Heady stuff when you're 15.

Around that time "Ecology" and "Environment" became buzz words. Rachel Carson's Silent Spring had been published some seven years previously and the general population was becoming aware of the impact of man-made pollution. (My father was still arguing that there was no smog in the Bay Area, despite the golden brown haze on the horizon.) Big corporations became the villains as we discovered that chemicals banned in the U.S. were marketed in the Third World and countries in South America were burning the rainforest to encourage cattle grazing, supplying cheap beef for McDonald's.

Burning the rainforest not only destroyed the ecology (rainforests, it turns out, can't support the grasses cattle need for grazing), but released particulate matter in the atmosphere, reflecting sunlight back into space and cooling the Earth. Particulates were also being released by coal- and oil-fired power plants as well as auto emissions. We needed scrubbers and catalytic converters and low-sulfur coal. Otherwise, we were all going to have to move south to Mexico.

The popular science fiction of the day posited an England buried under snowdrifts. Canada was uninhabitable. People starved because the Great Plains were too cold to grow corn or wheat or soybeans.

We had to do something and we had to do it now! There was no time to waste. Yes, scrubbers and converters were expensive. Yes, steel mills and coal plants had to be either retrofitted or abandoned. But new technology would rise in its place! New plants would be built! Workers retrained! This is America, after all, and we are nothing if not resourceful!

Oops.

Yesterday, Gov. Schwarzenegger signed what the San Francisco Chronicle called "a sweeping global warming initiative."

"We simply must do everything we can in our power to slow down global warming before it is too late," Schwarzenegger said during an address before signing the bill."

Further on in the article, it's deja vu all over again:

"Schwarzenegger said it is possible to protect the environment as well as the state's economy. He expects the law will lead to a new business sector in California devoted to developing the technologies industries can use to meet the tougher emission requirements.

"We will create a whole new industry that will pump up our economy," he said."


Of course, business leaders see it quite differently:

"Industry officials say California lawmakers must ease other regulatory burdens to counter the higher costs they face with the tighter emissions standards.

"An example could be eliminating the sales tax levied on new equipment, said Dorothy Rothrock, vice president of government relations for the California Manufacturers and Technology Association.

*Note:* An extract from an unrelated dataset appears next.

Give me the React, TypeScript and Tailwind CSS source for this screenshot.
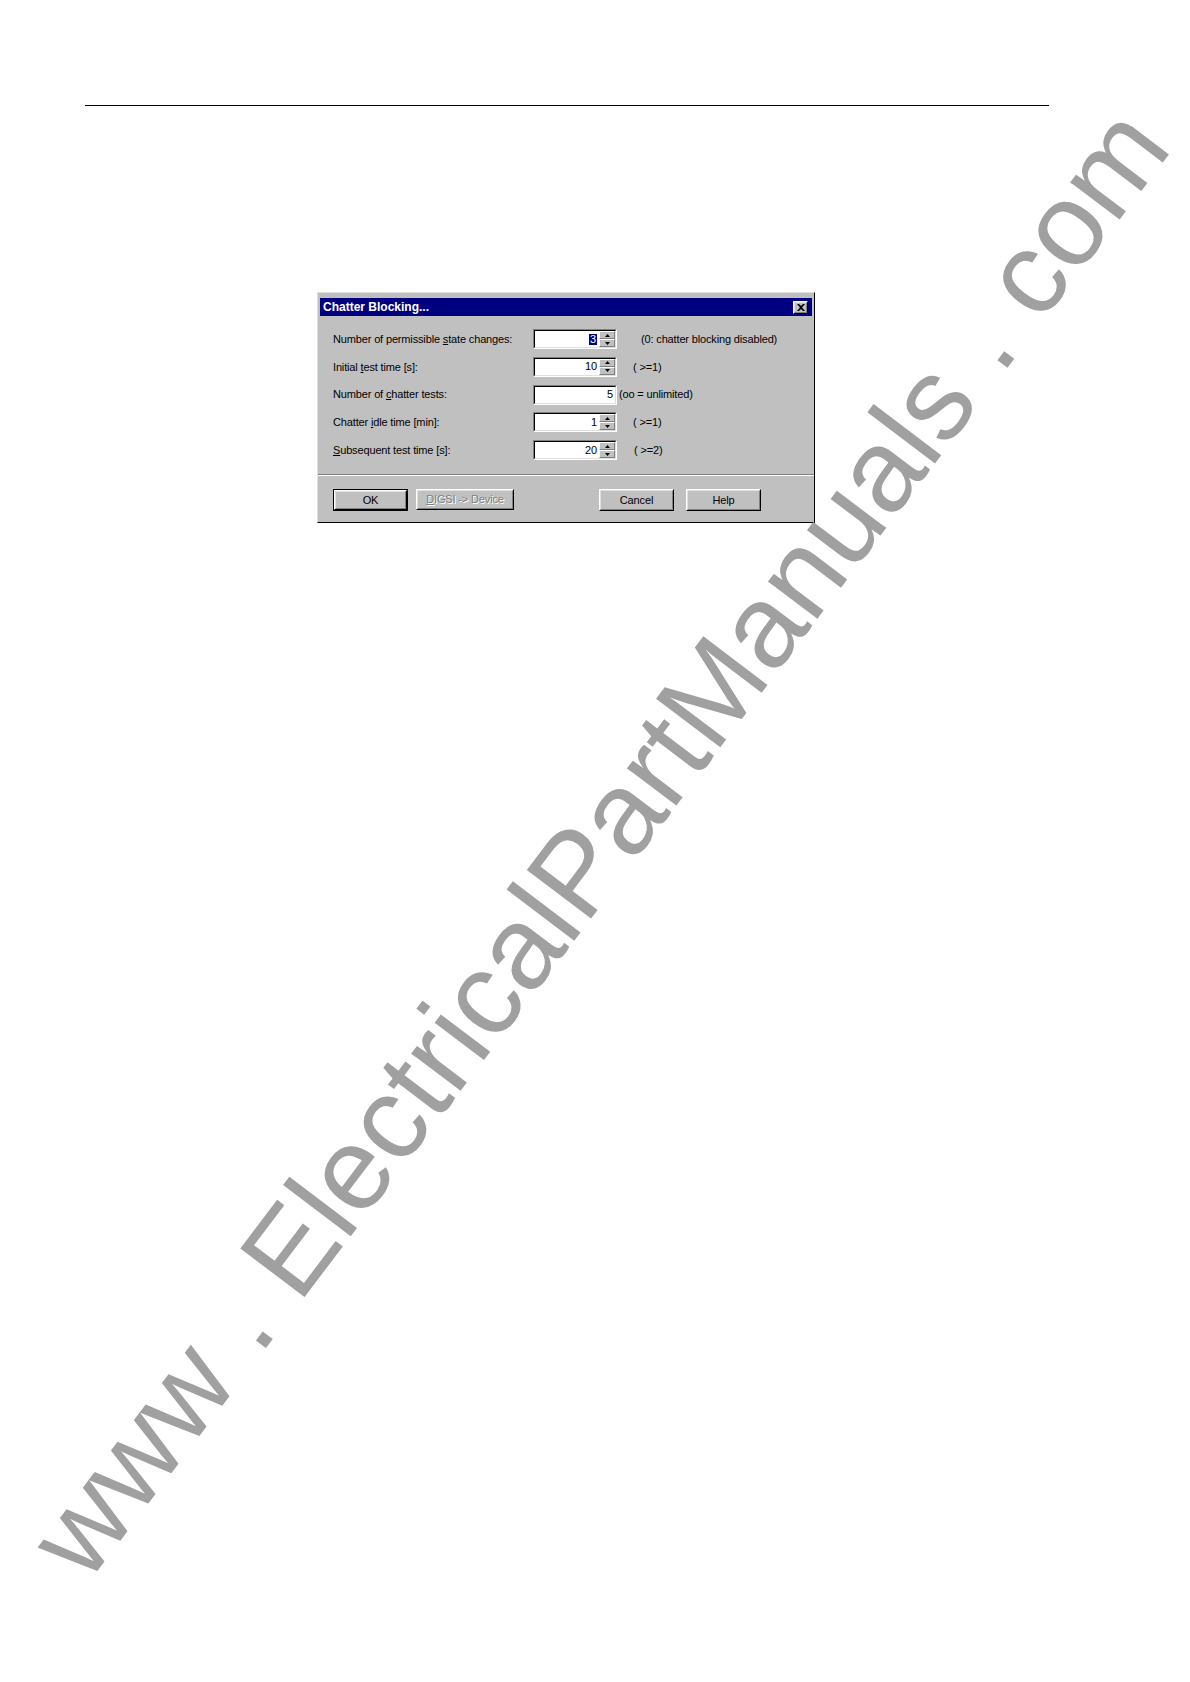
import React from 'react';

// Win95-style dialog on a white manual page with a diagonal watermark
const FONT = "font-['Liberation_Sans',Arial,sans-serif]";

const Raised = ({ className = '', children }: { className?: string; children?: React.ReactNode }) => (
  <div className={`border border-t-white border-l-white border-r-black border-b-black ${className}`}>
    <div className="flex h-full w-full items-center justify-center border border-t-[#dfdfdf] border-l-[#dfdfdf] border-r-[#808080] border-b-[#808080] bg-[#c0c0c0]">
      {children}
    </div>
  </div>
);

const Arrow = ({ up }: { up?: boolean }) => (
  <svg width="5" height="3" viewBox="0 0 5 3" className="block">
    <polygon points={up ? '2.5,0 5,3 0,3' : '0,0 5,0 2.5,3'} fill="#000" />
  </svg>
);

const SpinHalf = ({ up }: { up?: boolean }) => (
  <div className="flex h-[8px] w-full items-center justify-center border border-t-white border-l-white border-r-[#808080] border-b-[#808080] bg-[#c0c0c0]">
    <Arrow up={up} />
  </div>
);

interface FieldProps {
  value: React.ReactNode;
  spin?: boolean;
}

const Field = ({ value, spin = true }: FieldProps) => (
  <div className="h-[20px] w-[84px] border border-t-[#808080] border-l-[#808080] border-r-white border-b-white">
    <div className="flex h-full w-full border border-t-black border-l-black border-r-[#dfdfdf] border-b-[#dfdfdf]">
      <div className="flex flex-1 items-center justify-end bg-white pr-[2px] leading-none">{value}</div>
      {spin && (
        <div className="flex w-[16px] flex-col">
          <SpinHalf up />
          <SpinHalf />
        </div>
      )}
    </div>
  </div>
);

const ROWS: { label: React.ReactNode; value: React.ReactNode; spin?: boolean; hint: string; hintMl: string }[] = [
  {
    label: <>Number of permissible <u>s</u>tate changes:</>,
    value: <span className="bg-[#000080] px-px text-white">3</span>,
    hint: '(0: chatter blocking disabled)',
    hintMl: 'ml-[24px]',
  },
  { label: <>Initial <u>t</u>est time [s]:</>, value: '10', hint: '( >=1)', hintMl: 'ml-[16px]' },
  { label: <>Number of <u>c</u>hatter tests:</>, value: '5', spin: false, hint: '(oo = unlimited)', hintMl: 'ml-[2px]' },
  { label: <>Chatter <u>i</u>dle time [min]:</>, value: '1', hint: '( >=1)', hintMl: 'ml-[16px]' },
  { label: <><u>S</u>ubsequent test time [s]:</>, value: '20', hint: '( >=2)', hintMl: 'ml-[17px]' },
];

const ChatterDialog = () => (
  <div className={`ml-[317px] mt-[186px] w-[498px] border border-t-[#dfdfdf] border-l-[#dfdfdf] border-r-black border-b-black bg-[#c0c0c0] text-[11px] tracking-[-0.15px] text-black ${FONT}`}>
    {/* title bar */}
    <div className="mx-[2px] mt-[5px] flex h-[18px] items-center justify-between bg-[#000080] pl-[3px] pr-[4px]">
      <span className="text-[12px] font-bold tracking-normal text-white">Chatter Blocking...</span>
      <Raised className="h-[13px] w-[15px]">
        <svg width="8" height="7" viewBox="0 0 8 7">
          <path d="M0 0 L2 0 L4 2 L6 0 L8 0 L5 3.5 L8 7 L6 7 L4 5 L2 7 L0 7 L3 3.5 Z" fill="#000" />
        </svg>
      </Raised>
    </div>

    {/* settings */}
    <div className="flex flex-col gap-y-[7.75px] pl-[15px] pt-[13px]">
      {ROWS.map((r, i) => (
        <div key={i} className="flex h-[20px] items-center">
          <div className="w-[200px]">{r.label}</div>
          <Field value={r.value} spin={r.spin} />
          <div className={r.hintMl}>{r.hint}</div>
        </div>
      ))}
    </div>

    {/* etched separator */}
    <div className="mt-[14px] h-px bg-[#808080]" />
    <div className="h-px bg-white" />

    {/* buttons */}
    <div className="mt-[13px] flex pb-[11px] pl-[15px]">
      <div className="h-[22px] w-[75px] border border-black">
        <Raised className="h-full w-full">OK</Raised>
      </div>
      <Raised className="ml-[8px] h-[21px] w-[98px]">
        <span className="text-[#808080] [text-shadow:1px_1px_0_#fff]">
          <u>D</u>IGSI -&gt; Device
        </span>
      </Raised>
      <Raised className="ml-[85px] h-[22px] w-[75px]">Cancel</Raised>
      <Raised className="ml-[12px] h-[22px] w-[75px]">Help</Raised>
    </div>
  </div>
);

export default function App() {
  return (
    <div className="relative h-[1682px] w-[1190px] overflow-hidden bg-white">
      <div className="pl-[85px] pt-[105px]">
        <div className="h-px w-[964px] bg-black" />
      </div>

      <ChatterDialog />

      {/* watermark */}
      <div
        className={`pointer-events-none absolute left-[598px] top-[842px] -translate-x-1/2 -translate-y-1/2 rotate-[-52.9deg] whitespace-nowrap text-[117px] leading-none text-[#a0a0a0] ${FONT}`}
      >
        www . ElectricalPartManuals . com
      </div>
    </div>
  );
}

"If we do continue to discourage California manufacturing, emissions will happen elsewhere without regulation, and we will not have achieved our goal of reducing emissions," she said."


However, the Law of Unintended Consequences will not be denied. Reality will be quite different. And what if, as seems very likely, the threat of global warming is not as bad as predicted? The database of accurate temperature readings across the globe is not really very big. Accurate computer models of dynamic systems is even more recent and have less of a track record. What if the best guess of the social and economic impact is off, way off? (And, in fact, the article makes no mention that the social and economic impact was even considered.)

Meanwhile, Gov. Schwarzenegger has scored significant political points, very important during an election year.